Reputation: 17
My current code is only opening one txt file in a zip folder when there are 4 txt files. I want to read in those txt files to a csv but unsure why it's not reading all of them. I am going to assume it's due to zip_csv_file = zip_csv_files[0]
but I am unsure how I can modify my current code to parse all the .txt files in a given zip folder.
Code:
def custom_parse(self, response):
self.logger.info(response.url)
links = response.xpath("//a[contains(@href, '.zip')]/@href").getall()
for link in list(set(links)):
print(link)
local_path = self.download_file("https://www.sec.gov" + link)

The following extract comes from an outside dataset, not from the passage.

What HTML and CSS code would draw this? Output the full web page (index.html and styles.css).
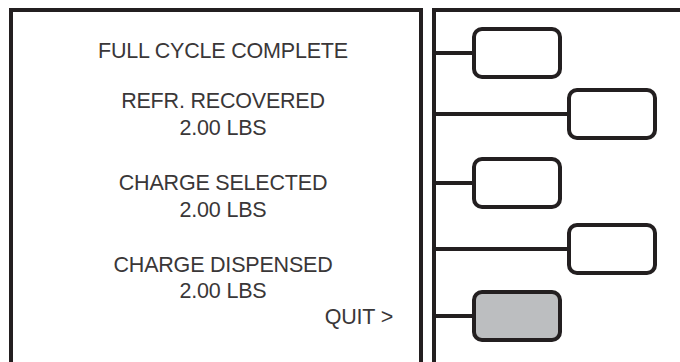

zip_file = zipfile.ZipFile(local_path)
zip_csv_files = [file_name for file_name in zip_file.namelist() if file_name.endswith(".txt") and "pre" not in file_name]
zip_csv_file = zip_csv_files[0]
with zip_file.open(zip_csv_file, "r") as zip:
df = pd.read_csv(BytesIO(zip.read()), dtype=str, sep='\t')
df = self.standardized(df)
for k, row in df.iterrows():
yield dict(row)
Edit:
with zip_file.open(zip_csv_file, "r") as zip:
UnboundLocalError: local variable 'zip_csv_file' referenced before assignment
Upvotes: 0
Views: 98
Reputation: 6545
You can try like this if you want data from all the files into a single data frame:
path = <path to the zip file>
df = pd.concat(
[pd.read_csv(zipfile.ZipFile(path).open(text_file))
for text_file in zipfile.ZipFile(path).infolist()
if text_file.filename.endswith('.txt') and "pre" not in text_file.filename],
ignore_index=True
)
If you want each file as a different data frame:
path = <path to the zip file>
zip_file = zipfile.ZipFile(path)
dfs = {text_file.filename: pd.read_csv(zip_file.open(text_file.filename))
for text_file in zip_file.infolist()
if text_file.filename.endswith('.txt') and "pre" not in text_file.filename}
This will give you a dict of data frames, with key as the filename
Upvotes: 1